- **Task objective**:
Quote the listing in full, exactly as given, minus any pictures.

- **Material**:
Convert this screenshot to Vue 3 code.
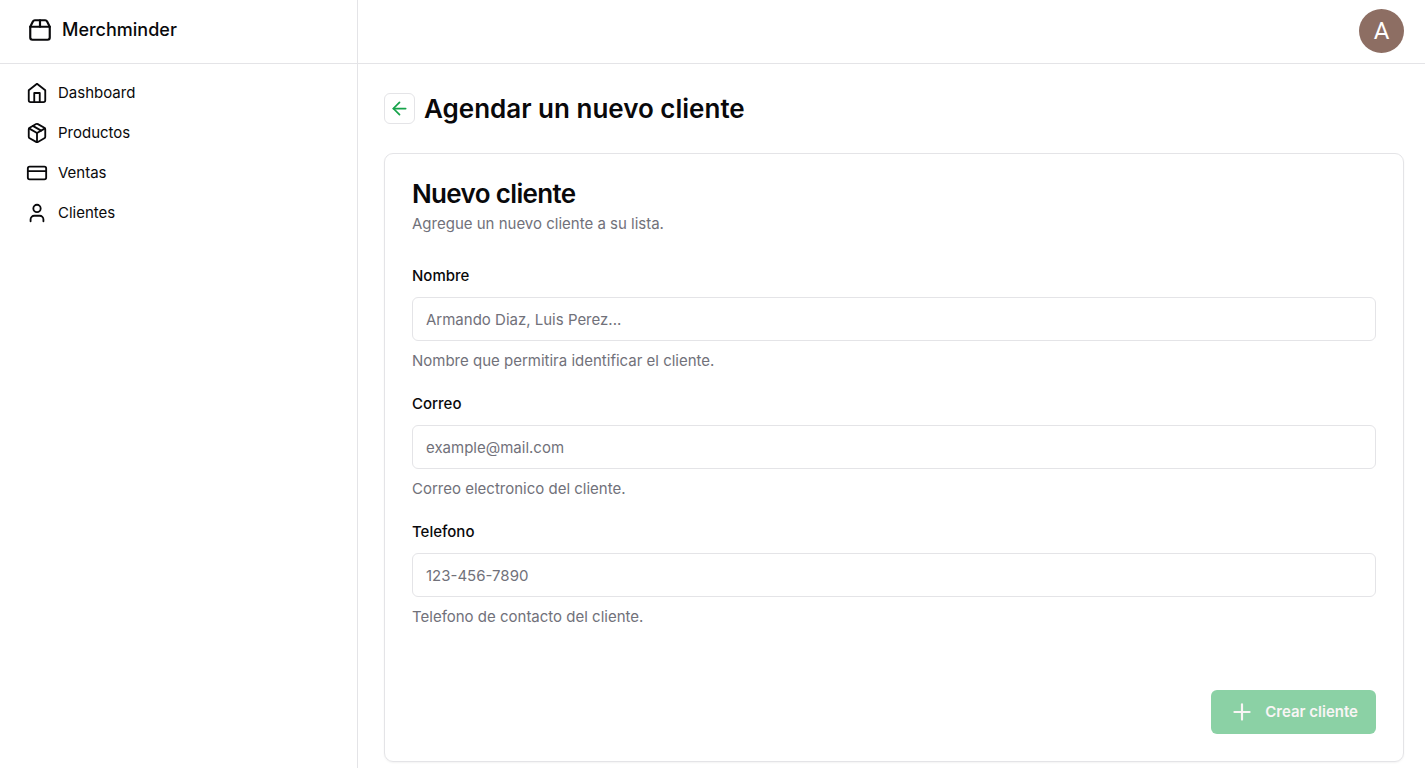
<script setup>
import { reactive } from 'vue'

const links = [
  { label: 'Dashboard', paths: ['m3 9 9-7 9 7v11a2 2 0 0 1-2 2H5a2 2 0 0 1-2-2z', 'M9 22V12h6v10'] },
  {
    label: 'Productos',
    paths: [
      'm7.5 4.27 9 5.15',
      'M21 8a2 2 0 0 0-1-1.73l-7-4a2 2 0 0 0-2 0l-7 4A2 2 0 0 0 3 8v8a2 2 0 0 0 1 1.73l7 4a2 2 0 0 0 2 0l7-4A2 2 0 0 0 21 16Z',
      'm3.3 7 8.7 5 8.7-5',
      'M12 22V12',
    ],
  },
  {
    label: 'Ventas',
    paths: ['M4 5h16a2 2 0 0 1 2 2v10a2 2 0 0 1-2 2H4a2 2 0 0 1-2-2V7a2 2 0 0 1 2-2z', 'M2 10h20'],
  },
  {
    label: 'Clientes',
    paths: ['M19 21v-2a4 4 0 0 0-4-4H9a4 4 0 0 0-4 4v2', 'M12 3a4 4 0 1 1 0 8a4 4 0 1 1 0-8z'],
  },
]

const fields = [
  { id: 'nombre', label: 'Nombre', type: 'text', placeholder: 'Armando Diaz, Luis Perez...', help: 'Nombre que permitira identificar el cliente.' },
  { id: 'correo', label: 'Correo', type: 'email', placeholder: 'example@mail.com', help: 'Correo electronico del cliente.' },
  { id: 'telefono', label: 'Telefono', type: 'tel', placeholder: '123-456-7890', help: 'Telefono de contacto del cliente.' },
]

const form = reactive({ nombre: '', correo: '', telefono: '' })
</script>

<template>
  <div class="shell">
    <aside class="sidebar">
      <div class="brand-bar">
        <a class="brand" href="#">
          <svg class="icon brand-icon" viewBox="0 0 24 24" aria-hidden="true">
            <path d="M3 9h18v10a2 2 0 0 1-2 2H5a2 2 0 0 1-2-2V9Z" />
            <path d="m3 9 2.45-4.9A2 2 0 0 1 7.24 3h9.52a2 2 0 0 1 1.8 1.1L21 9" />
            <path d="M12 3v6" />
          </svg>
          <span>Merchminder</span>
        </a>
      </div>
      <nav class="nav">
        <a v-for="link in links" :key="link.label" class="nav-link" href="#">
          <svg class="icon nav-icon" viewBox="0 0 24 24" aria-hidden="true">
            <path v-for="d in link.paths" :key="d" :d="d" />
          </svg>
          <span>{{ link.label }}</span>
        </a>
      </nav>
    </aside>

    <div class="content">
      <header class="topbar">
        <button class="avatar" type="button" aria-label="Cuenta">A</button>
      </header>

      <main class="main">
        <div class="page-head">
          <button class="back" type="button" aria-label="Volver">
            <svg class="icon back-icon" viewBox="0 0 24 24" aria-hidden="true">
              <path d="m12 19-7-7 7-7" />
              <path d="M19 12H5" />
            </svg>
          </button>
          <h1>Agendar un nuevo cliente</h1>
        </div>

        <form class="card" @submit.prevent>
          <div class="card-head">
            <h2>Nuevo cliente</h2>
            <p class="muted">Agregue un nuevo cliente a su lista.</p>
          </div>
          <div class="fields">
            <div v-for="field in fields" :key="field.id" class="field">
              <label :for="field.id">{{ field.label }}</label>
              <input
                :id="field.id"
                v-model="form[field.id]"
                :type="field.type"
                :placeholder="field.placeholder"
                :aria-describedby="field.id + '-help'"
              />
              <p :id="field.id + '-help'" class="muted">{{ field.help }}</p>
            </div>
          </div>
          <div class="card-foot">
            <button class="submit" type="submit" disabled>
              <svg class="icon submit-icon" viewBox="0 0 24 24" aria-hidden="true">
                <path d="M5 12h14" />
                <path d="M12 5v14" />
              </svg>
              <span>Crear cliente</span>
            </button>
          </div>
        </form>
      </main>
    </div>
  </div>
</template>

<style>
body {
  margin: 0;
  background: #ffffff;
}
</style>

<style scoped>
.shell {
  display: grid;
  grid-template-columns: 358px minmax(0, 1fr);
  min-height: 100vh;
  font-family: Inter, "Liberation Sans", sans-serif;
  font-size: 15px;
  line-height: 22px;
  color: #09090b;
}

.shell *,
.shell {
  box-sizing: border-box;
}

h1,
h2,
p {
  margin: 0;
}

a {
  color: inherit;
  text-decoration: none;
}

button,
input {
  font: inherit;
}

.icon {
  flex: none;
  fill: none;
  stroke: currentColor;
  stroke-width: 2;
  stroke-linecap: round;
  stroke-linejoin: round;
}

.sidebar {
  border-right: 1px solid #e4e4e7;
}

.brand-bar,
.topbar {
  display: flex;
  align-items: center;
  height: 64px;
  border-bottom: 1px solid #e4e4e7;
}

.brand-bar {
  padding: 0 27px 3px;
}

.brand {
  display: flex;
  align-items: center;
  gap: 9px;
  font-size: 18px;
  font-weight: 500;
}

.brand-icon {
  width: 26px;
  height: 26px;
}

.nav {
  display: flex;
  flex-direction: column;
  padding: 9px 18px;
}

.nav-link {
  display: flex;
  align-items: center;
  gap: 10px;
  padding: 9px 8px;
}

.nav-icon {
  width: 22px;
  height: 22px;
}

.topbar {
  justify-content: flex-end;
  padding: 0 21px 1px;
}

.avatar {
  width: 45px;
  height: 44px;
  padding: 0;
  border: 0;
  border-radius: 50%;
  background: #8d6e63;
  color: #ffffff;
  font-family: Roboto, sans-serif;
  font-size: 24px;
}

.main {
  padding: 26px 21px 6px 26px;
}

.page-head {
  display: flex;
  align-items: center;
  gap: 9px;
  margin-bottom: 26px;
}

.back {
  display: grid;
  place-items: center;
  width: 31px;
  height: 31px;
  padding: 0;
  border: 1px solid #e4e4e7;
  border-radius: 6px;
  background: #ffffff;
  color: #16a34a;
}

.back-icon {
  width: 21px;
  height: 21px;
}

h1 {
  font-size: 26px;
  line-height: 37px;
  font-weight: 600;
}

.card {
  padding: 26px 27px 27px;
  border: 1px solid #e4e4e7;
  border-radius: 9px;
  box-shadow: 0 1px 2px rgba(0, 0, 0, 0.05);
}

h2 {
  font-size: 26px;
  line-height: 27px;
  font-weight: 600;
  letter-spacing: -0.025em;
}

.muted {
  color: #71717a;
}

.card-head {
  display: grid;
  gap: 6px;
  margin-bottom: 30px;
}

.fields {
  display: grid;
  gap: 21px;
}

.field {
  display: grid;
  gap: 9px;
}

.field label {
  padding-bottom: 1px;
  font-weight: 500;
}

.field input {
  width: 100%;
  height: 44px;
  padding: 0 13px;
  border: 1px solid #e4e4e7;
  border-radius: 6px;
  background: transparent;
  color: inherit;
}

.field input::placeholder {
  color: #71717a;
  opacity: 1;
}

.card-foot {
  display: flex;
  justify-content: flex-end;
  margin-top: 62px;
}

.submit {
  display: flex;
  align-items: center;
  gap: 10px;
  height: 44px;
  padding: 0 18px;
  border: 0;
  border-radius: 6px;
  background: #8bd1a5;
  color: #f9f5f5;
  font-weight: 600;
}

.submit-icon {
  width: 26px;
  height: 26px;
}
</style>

- **Task result**:
Convert this screenshot to Vue 3 code.
<script setup>
import { reactive } from 'vue'

const links = [
  { label: 'Dashboard', paths: ['m3 9 9-7 9 7v11a2 2 0 0 1-2 2H5a2 2 0 0 1-2-2z', 'M9 22V12h6v10'] },
  {
    label: 'Productos',
    paths: [
      'm7.5 4.27 9 5.15',
      'M21 8a2 2 0 0 0-1-1.73l-7-4a2 2 0 0 0-2 0l-7 4A2 2 0 0 0 3 8v8a2 2 0 0 0 1 1.73l7 4a2 2 0 0 0 2 0l7-4A2 2 0 0 0 21 16Z',
      'm3.3 7 8.7 5 8.7-5',
      'M12 22V12',
    ],
  },
  {
    label: 'Ventas',
    paths: ['M4 5h16a2 2 0 0 1 2 2v10a2 2 0 0 1-2 2H4a2 2 0 0 1-2-2V7a2 2 0 0 1 2-2z', 'M2 10h20'],
  },
  {
    label: 'Clientes',
    paths: ['M19 21v-2a4 4 0 0 0-4-4H9a4 4 0 0 0-4 4v2', 'M12 3a4 4 0 1 1 0 8a4 4 0 1 1 0-8z'],
  },
]

const fields = [
  { id: 'nombre', label: 'Nombre', type: 'text', placeholder: 'Armando Diaz, Luis Perez...', help: 'Nombre que permitira identificar el cliente.' },
  { id: 'correo', label: 'Correo', type: 'email', placeholder: 'example@mail.com', help: 'Correo electronico del cliente.' },
  { id: 'telefono', label: 'Telefono', type: 'tel', placeholder: '123-456-7890', help: 'Telefono de contacto del cliente.' },
]

const form = reactive({ nombre: '', correo: '', telefono: '' })
</script>

<template>
  <div class="shell">
    <aside class="sidebar">
      <div class="brand-bar">
        <a class="brand" href="#">
          <svg class="icon brand-icon" viewBox="0 0 24 24" aria-hidden="true">
            <path d="M3 9h18v10a2 2 0 0 1-2 2H5a2 2 0 0 1-2-2V9Z" />
            <path d="m3 9 2.45-4.9A2 2 0 0 1 7.24 3h9.52a2 2 0 0 1 1.8 1.1L21 9" />
            <path d="M12 3v6" />
          </svg>
          <span>Merchminder</span>
        </a>
      </div>
      <nav class="nav">
        <a v-for="link in links" :key="link.label" class="nav-link" href="#">
          <svg class="icon nav-icon" viewBox="0 0 24 24" aria-hidden="true">
            <path v-for="d in link.paths" :key="d" :d="d" />
          </svg>
          <span>{{ link.label }}</span>
        </a>
      </nav>
    </aside>

    <div class="content">
      <header class="topbar">
        <button class="avatar" type="button" aria-label="Cuenta">A</button>
      </header>

      <main class="main">
        <div class="page-head">
          <button class="back" type="button" aria-label="Volver">
            <svg class="icon back-icon" viewBox="0 0 24 24" aria-hidden="true">
              <path d="m12 19-7-7 7-7" />
              <path d="M19 12H5" />
            </svg>
          </button>
          <h1>Agendar un nuevo cliente</h1>
        </div>

        <form class="card" @submit.prevent>
          <div class="card-head">
            <h2>Nuevo cliente</h2>
            <p class="muted">Agregue un nuevo cliente a su lista.</p>
          </div>
          <div class="fields">
            <div v-for="field in fields" :key="field.id" class="field">
              <label :for="field.id">{{ field.label }}</label>
              <input
                :id="field.id"
                v-model="form[field.id]"
                :type="field.type"
                :placeholder="field.placeholder"
                :aria-describedby="field.id + '-help'"
              />
              <p :id="field.id + '-help'" class="muted">{{ field.help }}</p>
            </div>
          </div>
          <div class="card-foot">
            <button class="submit" type="submit" disabled>
              <svg class="icon submit-icon" viewBox="0 0 24 24" aria-hidden="true">
                <path d="M5 12h14" />
                <path d="M12 5v14" />
              </svg>
              <span>Crear cliente</span>
            </button>
          </div>
        </form>
      </main>
    </div>
  </div>
</template>

<style>
body {
  margin: 0;
  background: #ffffff;
}
</style>

<style scoped>
.shell {
  display: grid;
  grid-template-columns: 358px minmax(0, 1fr);
  min-height: 100vh;
  font-family: Inter, "Liberation Sans", sans-serif;
  font-size: 15px;
  line-height: 22px;
  color: #09090b;
}

.shell *,
.shell {
  box-sizing: border-box;
}

h1,
h2,
p {
  margin: 0;
}

a {
  color: inherit;
  text-decoration: none;
}

button,
input {
  font: inherit;
}

.icon {
  flex: none;
  fill: none;
  stroke: currentColor;
  stroke-width: 2;
  stroke-linecap: round;
  stroke-linejoin: round;
}

.sidebar {
  border-right: 1px solid #e4e4e7;
}

.brand-bar,
.topbar {
  display: flex;
  align-items: center;
  height: 64px;
  border-bottom: 1px solid #e4e4e7;
}

.brand-bar {
  padding: 0 27px 3px;
}

.brand {
  display: flex;
  align-items: center;
  gap: 9px;
  font-size: 18px;
  font-weight: 500;
}

.brand-icon {
  width: 26px;
  height: 26px;
}

.nav {
  display: flex;
  flex-direction: column;
  padding: 9px 18px;
}

.nav-link {
  display: flex;
  align-items: center;
  gap: 10px;
  padding: 9px 8px;
}

.nav-icon {
  width: 22px;
  height: 22px;
}

.topbar {
  justify-content: flex-end;
  padding: 0 21px 1px;
}

.avatar {
  width: 45px;
  height: 44px;
  padding: 0;
  border: 0;
  border-radius: 50%;
  background: #8d6e63;
  color: #ffffff;
  font-family: Roboto, sans-serif;
  font-size: 24px;
}

.main {
  padding: 26px 21px 6px 26px;
}

.page-head {
  display: flex;
  align-items: center;
  gap: 9px;
  margin-bottom: 26px;
}

.back {
  display: grid;
  place-items: center;
  width: 31px;
  height: 31px;
  padding: 0;
  border: 1px solid #e4e4e7;
  border-radius: 6px;
  background: #ffffff;
  color: #16a34a;
}

.back-icon {
  width: 21px;
  height: 21px;
}

h1 {
  font-size: 26px;
  line-height: 37px;
  font-weight: 600;
}

.card {
  padding: 26px 27px 27px;
  border: 1px solid #e4e4e7;
  border-radius: 9px;
  box-shadow: 0 1px 2px rgba(0, 0, 0, 0.05);
}

h2 {
  font-size: 26px;
  line-height: 27px;
  font-weight: 600;
  letter-spacing: -0.025em;
}

.muted {
  color: #71717a;
}

.card-head {
  display: grid;
  gap: 6px;
  margin-bottom: 30px;
}

.fields {
  display: grid;
  gap: 21px;
}

.field {
  display: grid;
  gap: 9px;
}

.field label {
  padding-bottom: 1px;
  font-weight: 500;
}

.field input {
  width: 100%;
  height: 44px;
  padding: 0 13px;
  border: 1px solid #e4e4e7;
  border-radius: 6px;
  background: transparent;
  color: inherit;
}

.field input::placeholder {
  color: #71717a;
  opacity: 1;
}

.card-foot {
  display: flex;
  justify-content: flex-end;
  margin-top: 62px;
}

.submit {
  display: flex;
  align-items: center;
  gap: 10px;
  height: 44px;
  padding: 0 18px;
  border: 0;
  border-radius: 6px;
  background: #8bd1a5;
  color: #f9f5f5;
  font-weight: 600;
}

.submit-icon {
  width: 26px;
  height: 26px;
}
</style>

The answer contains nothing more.